|
|
|||
Christopher Hill '74 receives Preservation of Freedom Prize Christopher R. Hill '74, the current United States ambassador to the Republic of Poland, received the Gordon S. Hargraves '19 Preservation of Freedom Prize Monday evening in Pickard Theater. President Barry Mills awarded the prize after his opening remarks, in which he referred to Hill's work in the Balkans as a special envoy to the Kosovo crisis. Hargraves established the Preservation for Freedom Fund in 1983 "to stimulate understanding and appreciation of the rights and freedoms of the individual, guaranteed under the Constitution of the United States.
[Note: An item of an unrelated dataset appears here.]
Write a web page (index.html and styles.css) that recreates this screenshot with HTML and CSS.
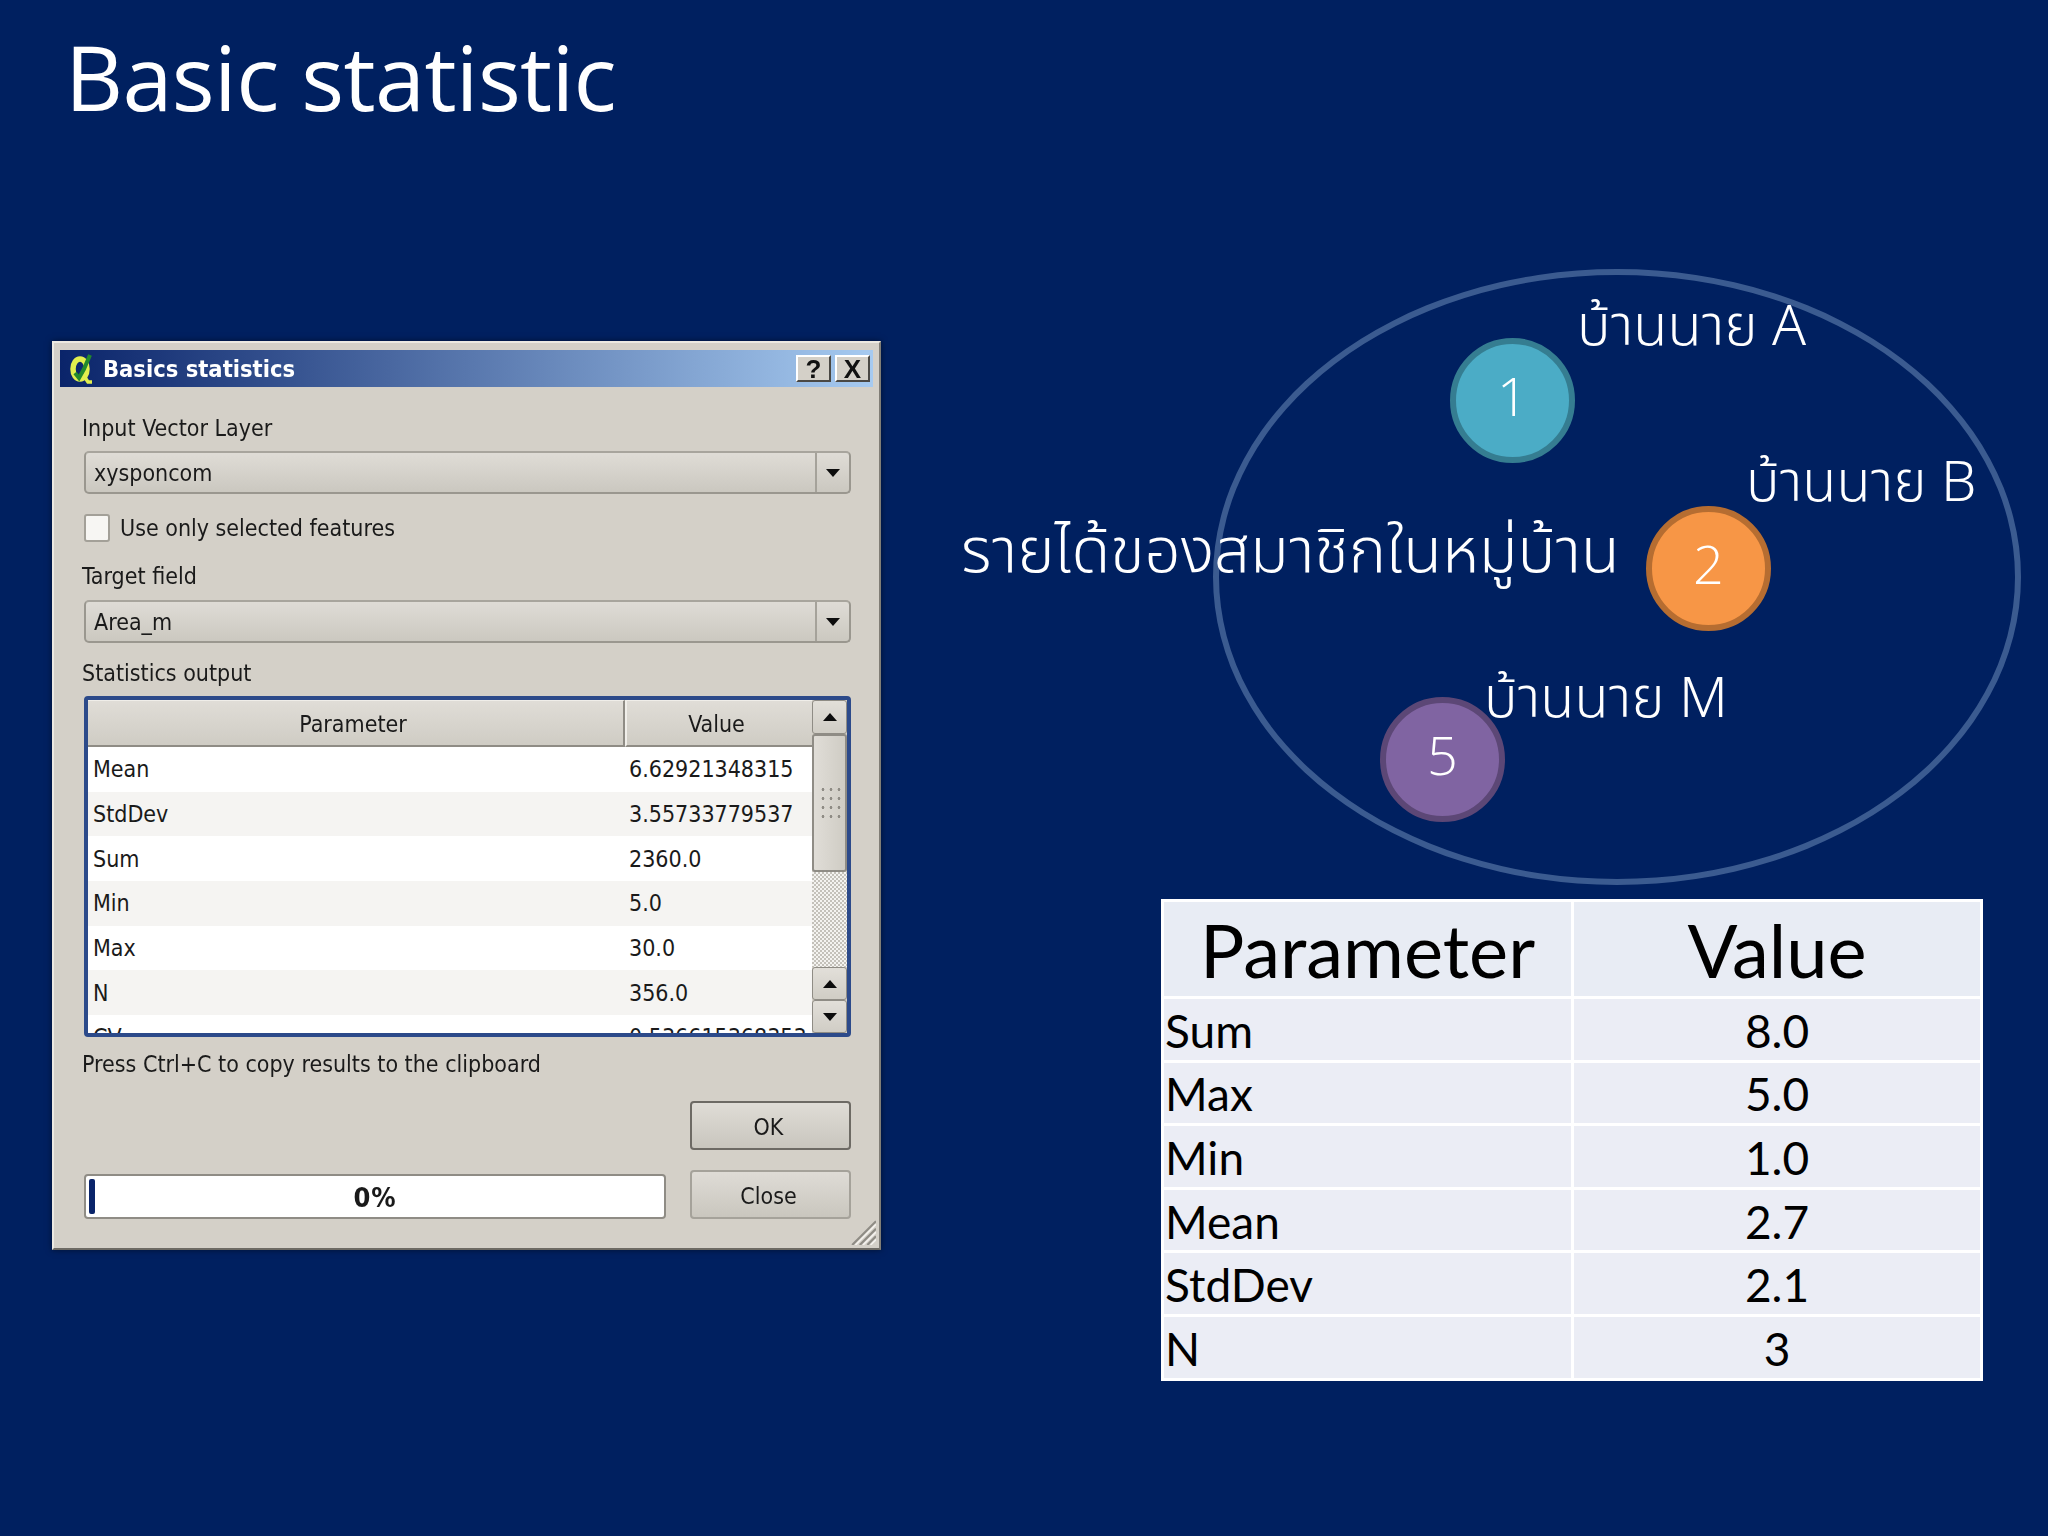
FILE: index.html
```html
<!DOCTYPE html>
<html lang="en">
<head>
<meta charset="utf-8">
<title>Basic statistic</title>
<link rel="stylesheet" href="styles.css">
</head>
<body>
<main class="slide">
  <h1 class="slide-title">Basic statistic</h1>
  <div class="stage">
    <section class="dialog">
      <header class="titlebar">
        <svg class="qgis" viewBox="0 0 24 30" aria-hidden="true">
          <ellipse cx="11" cy="15" rx="7" ry="10" fill="none" stroke="#e2ee4e" stroke-width="5.5"/>
          <path d="M15 22l4 6h4" fill="none" stroke="#e2ee4e" stroke-width="3.5"/>
          <path d="M6 19l4 5 5-9 6-14" fill="none" stroke="#23892c" stroke-width="4"/>
        </svg>
        <span class="titlebar-text">Basics statistics</span>
        <span class="winbtn">?</span>
        <span class="winbtn">X</span>
      </header>
      <div class="dialog-body">
        <div class="lbl lbl-first">Input Vector Layer</div>
        <div class="combo"><span class="combo-text">xysponcom</span><span class="combo-arrow"><i class="tri-down"></i></span></div>
        <div class="check-row"><span class="check"></span><span>Use only selected features</span></div>
        <div class="lbl lbl-target">Target field</div>
        <div class="combo"><span class="combo-text">Area_m</span><span class="combo-arrow"><i class="tri-down"></i></span></div>
        <div class="lbl lbl-output">Statistics output</div>
        <div class="grid-frame">
          <div class="grid-main">
            <div class="grid-head"><div class="hcell hcell-param">Parameter</div><div class="hcell hcell-val">Value</div></div>
            <div class="grid-rows">
              <div class="grow"><span class="gc-p">Mean</span><span class="gc-v">6.62921348315</span></div>
              <div class="grow alt"><span class="gc-p">StdDev</span><span class="gc-v">3.55733779537</span></div>
              <div class="grow"><span class="gc-p">Sum</span><span class="gc-v">2360.0</span></div>
              <div class="grow alt"><span class="gc-p">Min</span><span class="gc-v">5.0</span></div>
              <div class="grow"><span class="gc-p">Max</span><span class="gc-v">30.0</span></div>
              <div class="grow alt"><span class="gc-p">N</span><span class="gc-v">356.0</span></div>
              <div class="grow"><span class="gc-p">CV</span><span class="gc-v">0.536615368353</span></div>
            </div>
          </div>
          <div class="scrollbar">
            <div class="sb-btn sb-top"><i class="tri-up"></i></div>
            <div class="sb-thumb"><span class="sb-grip"></span></div>
            <div class="sb-track"></div>
            <div class="sb-btn"><i class="tri-up"></i></div>
            <div class="sb-btn"><i class="tri-down"></i></div>
          </div>
        </div>
        <div class="lbl lbl-press">Press Ctrl+C to copy results to the clipboard</div>
        <div class="ok-row"><span class="btn btn-ok">OK</span></div>
        <div class="bottom-row">
          <div class="progress"><span class="progress-chunk"></span><span class="progress-text">0%</span></div>
          <span class="btn btn-close">Close</span>
        </div>
      </div>
      <svg class="grip" viewBox="0 0 24 24" aria-hidden="true">
        <path d="M24 2L2 24M24 9L9 24M24 16L16 24" stroke="#8f8c85" stroke-width="2" fill="none"/>
        <path d="M24 5L5 24M24 12L12 24M24 19L19 24" stroke="#f4f2ee" stroke-width="1.5" fill="none"/>
      </svg>
    </section>

    <div class="right">
      <div class="diagram">
        <div class="ring"></div>
        <div class="node node-1">1</div>
        <div class="node node-2">2</div>
        <div class="node node-5">5</div>
        <div class="dlabel dlabel-main">รายได้ของสมาชิกในหมู่บ้าน</div>
        <div class="dlabel dlabel-a">บ้านนาย A</div>
        <div class="dlabel dlabel-b">บ้านนาย B</div>
        <div class="dlabel dlabel-m">บ้านนาย M</div>
      </div>
      <table class="stats">
        <thead><tr><th>Parameter</th><th>Value</th></tr></thead>
        <tbody>
          <tr><td>Sum</td><td>8.0</td></tr>
          <tr><td>Max</td><td>5.0</td></tr>
          <tr><td>Min</td><td>1.0</td></tr>
          <tr><td>Mean</td><td>2.7</td></tr>
          <tr><td>StdDev</td><td>2.1</td></tr>
          <tr><td>N</td><td>3</td></tr>
        </tbody>
      </table>
    </div>
  </div>
</main>
</body>
</html>
```
FILE: styles.css
```css
* { box-sizing: border-box; }
html, body { margin: 0; padding: 0; }
body { background: #002060; }
.slide {
  width: 2048px; height: 1536px; overflow: hidden; background: #002060;
  display: flex; flex-direction: column;
}
.slide-title {
  margin: 0; height: 270px; padding: 21px 0 0 65px;
  font: 400 90px/110px "Open Sans", "Noto Sans", sans-serif;
  color: #fff; letter-spacing: -0.65px;
}
.stage { display: flex; align-items: flex-start; padding-left: 52px; }

/* dialog */
.dialog {
  position: relative; width: 829px; height: 909px; margin-top: 71px;
  background: #d4d0c8; padding: 7px 6px;
  border: 2px solid; border-color: #ece9e2 #807d76 #6d6a64 #ece9e2;
  box-shadow: 0 0 6px rgba(0,0,0,.5);
  font: 400 23px/28px "DejaVu Sans Condensed", "Liberation Sans", sans-serif;
  color: #1a1a1a;
  filter: blur(.45px);
}
.titlebar {
  display: flex; align-items: center; height: 37px; padding: 0 3px 0 9px; gap: 4px;
  background: linear-gradient(90deg, #0a246a, #a6caf0);
  color: #fff;
}
.qgis { width: 24px; height: 30px; margin-right: 6px; flex: none; }
.titlebar-text { font-weight: 700; font-size: 23.5px; flex: 1; }
.winbtn {
  width: 35px; height: 27px; display: flex; align-items: center; justify-content: center;
  background: #d4d0c8; color: #111; font: 700 26px/1 "Liberation Sans", sans-serif;
  border: 2px solid; border-color: #fff #4a4844 #4a4844 #fff;
}
.dialog-body { display: flex; flex-direction: column; padding: 0 22px 0 24px; }
.lbl { height: 28px; margin-left: -2px; white-space: nowrap; }
.lbl-first { margin-top: 27px; margin-bottom: 9px; }
.combo {
  height: 43px; display: flex; align-items: center; border-radius: 5px;
  border: 2px solid #9a978f; border-top-color: #a8a59d;
  background: linear-gradient(#dfdcd6, #cbc8c0);
}
.combo-text { flex: 1; padding-left: 8px; }
.combo-arrow {
  width: 34px; align-self: stretch; display: flex; align-items: center; justify-content: center;
  border-left: 2px solid #a5a29a;
}
.tri-down, .tri-up { display: block; width: 0; height: 0; border-left: 7px solid transparent; border-right: 7px solid transparent; }
.tri-down { border-top: 8px solid #0d0d0d; }
.tri-up { border-bottom: 8px solid #0d0d0d; }
.check-row { display: flex; align-items: center; gap: 10px; margin-top: 20px; height: 28px; }
.check {
  width: 26px; height: 28px; background: #f7f6f3; border: 2px solid #a3a098; border-radius: 3px;
}
.lbl-target { margin-top: 20px; margin-bottom: 10px; }
.lbl-output { margin-top: 16px; margin-bottom: 9px; }
.grid-frame {
  height: 341px; display: flex; border: 4px solid #2c4a8a; border-radius: 4px; overflow: hidden; background: #fff;
}
.grid-main { width: 724px; flex: none; display: flex; flex-direction: column; }
.grid-head { display: flex; height: 47px; flex: none; }
.hcell {
  display: flex; align-items: center; justify-content: center; height: 47px; padding-top: 2px;
  background: linear-gradient(#e0ddd7, #cfccc4);
  border-bottom: 2px solid #8f8c85; border-right: 2px solid #8f8c85; border-top: 1px solid #f0eee9;
}
.hcell-param { width: 537px; padding-right: 5px; }
.hcell-val { width: 187px; border-left: 2px solid #f0eee9; border-right: 0; padding-right: 6px; }
.grid-rows { flex: 1; overflow: hidden; }
.grow { height: 44.7px; display: flex; align-items: center; background: #fff; }
.grow.alt { background: #f5f4f2; }
.gc-p { width: 541px; padding-left: 5px; }
.gc-v { flex: 1; white-space: nowrap; overflow: hidden; }
.scrollbar { flex: 1; display: flex; flex-direction: column; background: #d4d0c8; }
.sb-btn {
  height: 33px; flex: none; display: flex; align-items: center; justify-content: center;
  background: linear-gradient(#e2dfd9, #d0cdc5);
  border: 1px solid #8f8c85; border-radius: 3px;
}
.sb-top { height: 34px; }
.sb-thumb {
  height: 138px; flex: none; display: flex; align-items: center; justify-content: center;
  background: linear-gradient(90deg, #e0ddd7, #cfccc4); border: 2px solid #8f8c85; border-radius: 3px;
}
.sb-grip {
  width: 22px; height: 36px;
  background-image: radial-gradient(circle, #8f8c85 1.3px, transparent 1.6px);
  background-size: 8px 9px;
}
.sb-track {
  flex: 1;
  background: repeating-conic-gradient(#c4c1ba 0 25%, #f4f3f0 0 50%) 0 0 / 4px 4px;
}
.lbl-press { margin-top: 13px; }
.ok-row { display: flex; justify-content: flex-end; margin-top: 23px; }
.btn {
  width: 161px; display: flex; align-items: center; justify-content: center;
  background: linear-gradient(#dfdcd6, #c9c6be);
  border: 2px solid #8a8780; border-radius: 4px; padding-right: 4px;
}
.btn-ok { height: 49px; border-color: #6d6a64; padding-top: 3px; }
.bottom-row { display: flex; justify-content: space-between; align-items: flex-end; margin-top: 20px; }
.btn-close { height: 49px; border-color: #a5a29a; padding-top: 2px; }
.progress {
  width: 582px; height: 45px; display: flex; align-items: center; justify-content: center; position: relative;
  background: #fff; border: 2px solid #8f8c85; border-radius: 4px;
  font-weight: 700; font-size: 27px; letter-spacing: 1px; padding-top: 2px;
}
.progress-chunk { position: absolute; left: 3px; top: 3px; bottom: 3px; width: 6px; background: #0a246a; border-radius: 2px; }
.grip { position: absolute; right: 3px; bottom: 3px; width: 26px; height: 26px; }

/* right column */
.right { margin-left: 80px; width: 1058px; display: flex; flex-direction: column; }
.diagram { position: relative; height: 620px; }
.ring {
  position: absolute; left: 252px; top: -1px; width: 808px; height: 616px;
  border: 6px solid #3b5b90; border-radius: 50%;
}
.node {
  position: absolute; width: 125px; height: 125px; border-radius: 50%; border: 6px solid;
  display: flex; align-items: center; justify-content: center; padding-bottom: 12px;
  color: #fff; font: 300 54px/1 "Open Sans", sans-serif;
}
.node-1 { left: 489px; top: 68px; background: #4bacc6; border-color: #357d91; }
.node-2 { left: 685px; top: 236px; background: #f79646; border-color: #b66d31; }
.node-5 { left: 419px; top: 427px; background: #8064a2; border-color: #5c4776; }
.dlabel {
  position: absolute; color: #fff; white-space: nowrap;
  font: 300 56px/80px "Noto Sans Thai", "Noto Sans", "DejaVu Sans", sans-serif;
}
.dlabel-main { left: 0; top: 243px; font-size: 63.4px; }
.dlabel-a { left: 616px; top: 18px; }
.dlabel-b { left: 785px; top: 174px; }
.dlabel-m { left: 523px; top: 390px; }
.stats {
  margin: 9px 0 0 200px; width: 822px; height: 479px; border-collapse: collapse; table-layout: fixed;
  font-family: "Lato", "Open Sans", sans-serif; color: #000;
}
.stats th, .stats td { border: 3px solid #fff; padding: 0; }
.stats th { height: 97px; font-weight: 400; font-size: 74px; text-align: center; background: #e8ecf4; }
.stats th:first-child { width: 410px; }
.stats td { height: 63.6px; font-size: 46px; padding-top: 2px; text-align: center; background: #ebedf5; }
.stats td:first-child { text-align: left; padding-left: 1px; }
```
The prize is to be awarded to a student, member of the faculty, or group of Bowdoin alumni making an outstanding contribution to the understanding and advancement of human freedoms and the duty of the individual to protect and strengthen these freedoms at all times." Former recipients of the award include Professor William Whiteside in 1988, Senator George Mitchell, Jr. '54 and Secretary William Cohen '62 in 1989, Ambassador Thomas Pickering '53 in 1990, Professor Ernst C. Helmreich in 1991, Joseph Wheeler '48 in 1993, Judith Isaacson '67 in 1996, and Howard Dana, Jr. '62 in 1997. Ambassador Hill, a native of Little Compton, Rhode Island, graduated from Bowdoin with a degree in economics. Afterward, Hill served in the Peace Corps as a volunteer in Cameroon. He was the U.S. ambassador to Macedonia before he served as the Senior Director for Southeast European Affairs with the National Security Council. Hill has also served as the Senior Country Officer for Polish Affairs in the Department of State. His other overseas assignments have included Yugoslavia, Albania, and Korea.